A Nov. 6 unveiling of a new campus master plan to a room full of officials, faculty and students came after six months of the school’s work with New York City-based architecture and design firm Cooper Robertson & Partners LLP.

“What you’re going to see here today we hope will stir people’s blood,” Drury President Tim Cloyd said in Bay Hall, where the plans were revealed.

The planners say an additional 700,000 square feet could be added to the campus, said David Hinson, Drury’s executive vice president, chief operating officer and chief information officer. 

“We currently have 1.2 million square feet under roof,” he said. “We have a significant amount of growth potential we can have here on this campus without having to extend the footprint. We want to make do with what we have.”

At this stage, the project is without an estimated cost or a budget – and Hinson said that’s where donors come in.

“We wanted to dream big first,” Hinson said, adding the projects will be funded solely through donations. “We’re testing the capacity of our donor base to contribute to this Phase I project, and that will really dictate the scope as we build each phase, so there’s just not a price tag on it.”

Hinson told Springfield Business Journal the 25- to 30-year plan is structured in phases, with the first beginning in early 2018.

Phase I includes improvements to the school’s streets and landscaping, as well as the addition of a new student life center and a Design Enterprise Solution Center that would eventually house the university’s Breech School of Business.

The master plan also includes clearly defined campus edges to create psychological thresholds and entrances, establishing a residential precinct to the north end of campus and an innovation precinct to the south. Drury Lane would close to traffic and be used as a pedestrian mall, Hinson said. Further aspirations also identify campus intersections as “nodes” with specific landscaping, way-finding and architecture, and reimagining Central Street as a linear park that tells the history of the school and Springfield.

“Drury has been critical to Springfield,” Cloyd said, noting the city would help in the reconceptualization of Central Street, what he called the third-oldest street in the city. “It’s about us, together, as a community.”

More campus additions in the master plan include a new residential quad, indoor recreation and athletic facilities, and a rebuilt Lay Hall.

Project partners
Drury hired Cooper Robertson & Partners in April, and last month, the university’s board of trustees reviewed the firm’s report.

“If you understand anything about academia, that is indeed warp speed to act in that period of time,” Hinson said. “They not only met expectations, but they exceeded them.”
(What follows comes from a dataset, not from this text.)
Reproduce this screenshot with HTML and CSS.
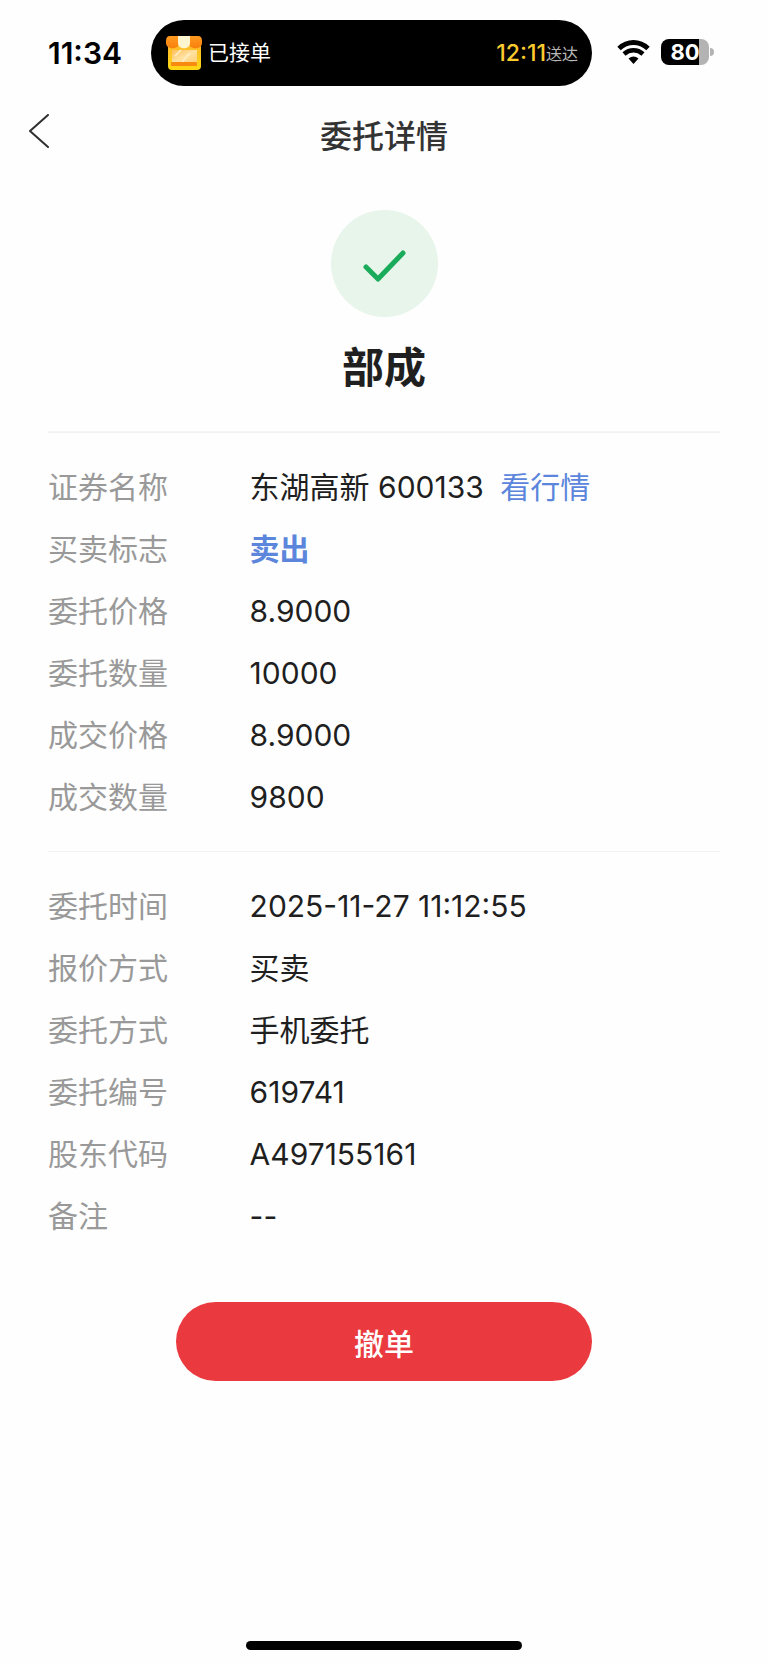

The board approved the report unanimously, trustee Thomas Stout said at the event.

“Anybody that’s been around a board of 40 people – to get 40 people to agree, it has to be a pretty exciting proposition,” said Stout, the past president of Carrollton Specialty Products Co. and S&K Industries Inc. in the northern half of Missouri.

Cooper Robertson officials wasted no time making it to campus, Hinson said, and quickly established a weeklong charette – an intensive face-to-face design session. He said the firm had the help of 18 different constituencies, including trustees, students, faculty, the city of Springfield and Springfield Public Schools.
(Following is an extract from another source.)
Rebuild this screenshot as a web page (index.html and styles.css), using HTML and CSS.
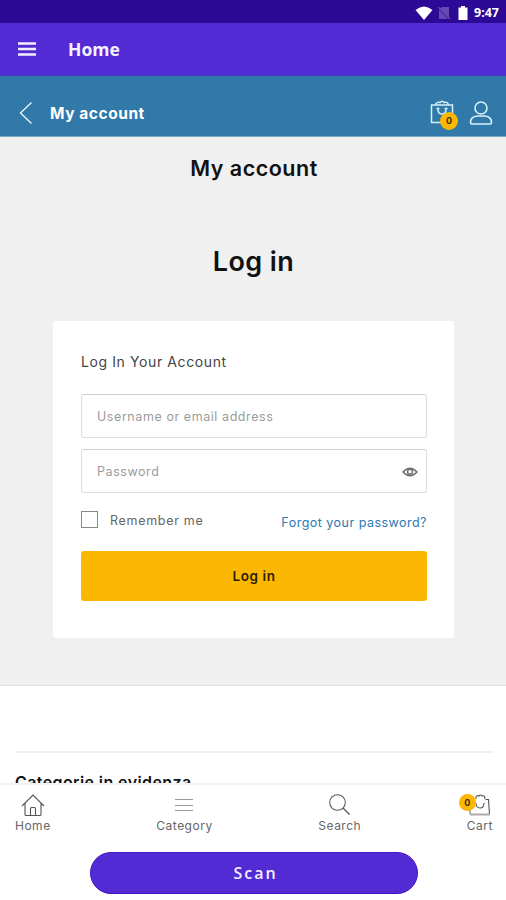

Hinson said key questions were explored: “Cooper Robertson asked them straight up, ‘What is it that you want from this master plan?’ What is it that they think about when they say the name Drury University?”
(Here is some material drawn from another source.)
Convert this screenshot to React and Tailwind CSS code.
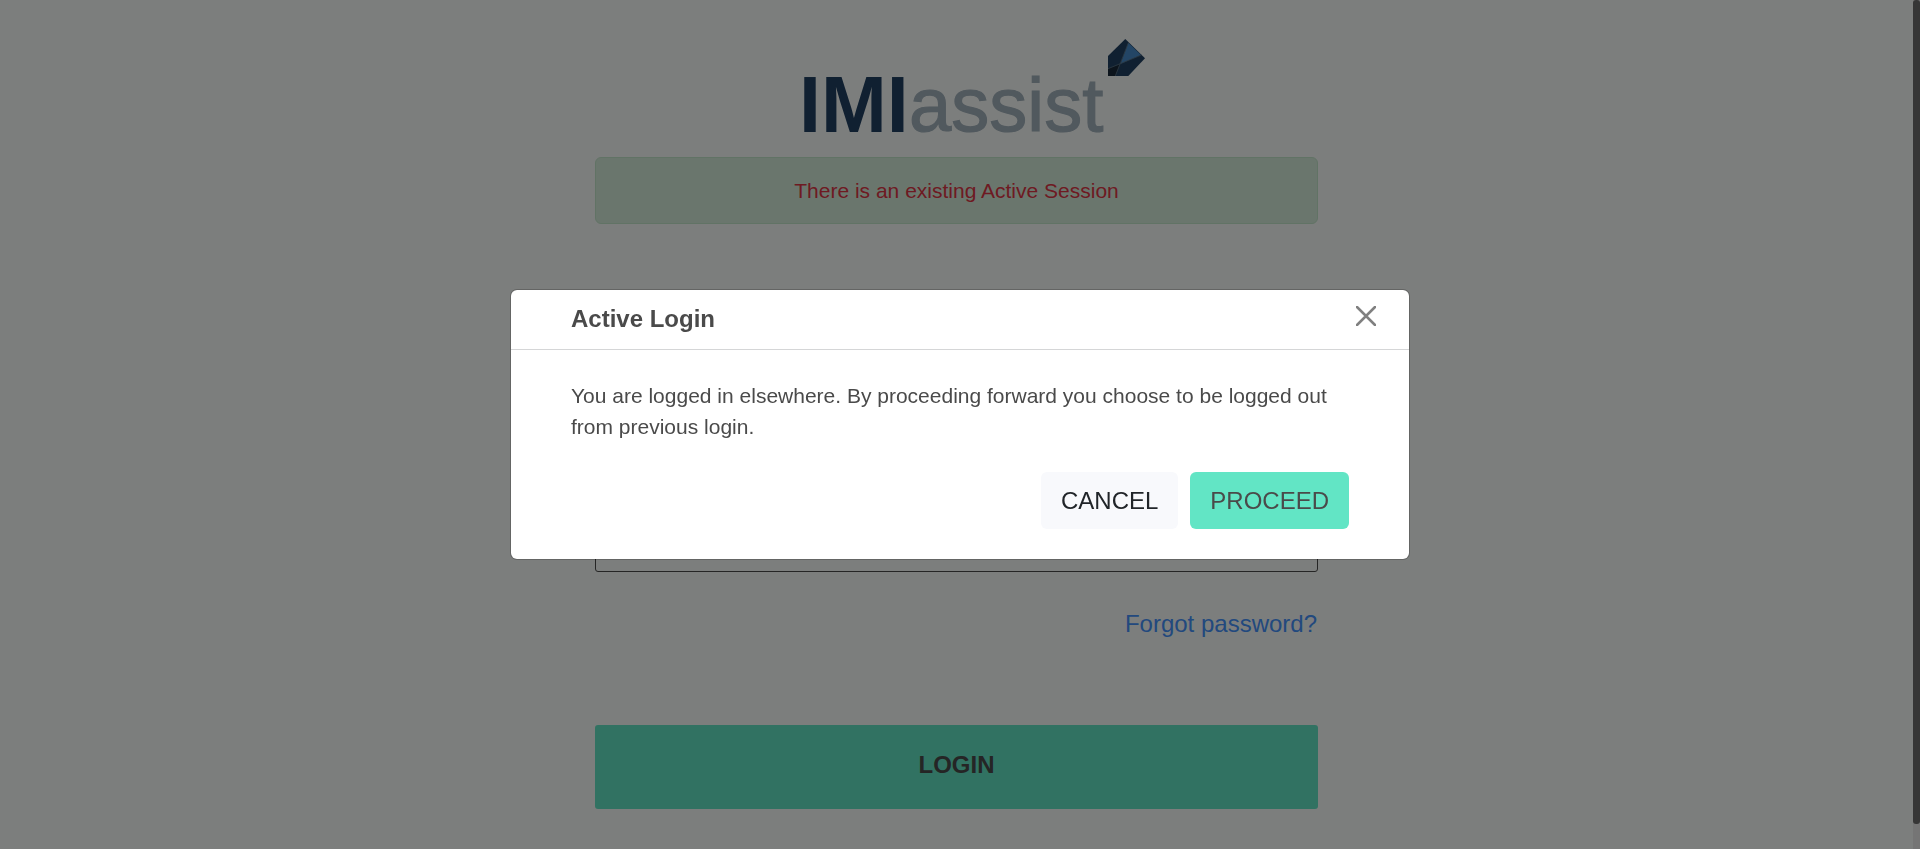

John Kirk, a partner and principal architect at Cooper Robertson, said red brick and white stone came to many minds.

“A consistent pallet of materials creates a glue,” Kirk said, noting any new structure designs would emulate the current architecture, a look Cloyd called “collegiate gothic.”

Kirk credited the vision and boldness of Drury’s leadership in the master planning process, particularly pointing to Cloyd’s experience as president of Hendrix College, in Conway Arkansas, where he previously served.

“He learned the importance of having a master plan, so when new projects are approved, there’s a larger vision. Things don’t get placed just wherever,” Kirk said. “The best clients make for the best projects.”

Hinson joined Cloyd at Hendrix in 2011 to 2014, just in time to see the results of the school’s master plan. He said the economic impact of the plan was strong, nearly doubling the school’s enrollment.

University officials declined to disclose the amount paid for the firm’s work.

Cooper Robertson’s recent projects include a museum and visitor center this year for the Gateway Arch and the Whitney Museum of American Art in New York City. The firm also developed a master plan for Longwood University in Farmville, Virginia, in 2016.

Next up for Drury is hiring a construction team, which could begin early next year. “We’ll have an open process, a bidding process, where we’ll invite firms from Springfield and across the country to come,” Hinson said of the parallel approach to connecting with Cooper Robertson. “We have many qualified graduates from the Hammons School of Architecture, so we would love to have their participation on these projects.”

Student appeals
Cloyd said he anticipated enrollment growth as a result of the plans, though not much.

“We will always be a small, intimate, connected university offering students solid liberal arts and professional and career preparation combined,” Cloyd said. “If we grew to be 10,000 students, it would transform the culture we want to offer.”

Drury University Provost Beth Harville said the school’s average class size is 19 students. She also said the school will need to undergo a transformation in academics, in addition to the physical transformation.

“The most important thing about the master plan is not the buildings themselves, but what goes inside the buildings,” she said. “The new, physical spaces will be informed by current programs, planned future programs and research-based modern pedagogies.”

Hinson, after the event’s presentation, spoke to Drury’s dwindling enrollment concerns. During the fall 2015 semester, enrollment dropped by 9 percent to just over 1,300 students. Enrollment has since rebounded, currently at 1,425 students, a 4 percent increase from 2016.

“Part of the purpose of a master plan is to extend the shadow of the institution. It gives us visibility far beyond southwest Missouri. It gives us national visibility,” Hinson said.

“The success and execution of this master plan will have an attractive factor for new students coming here.”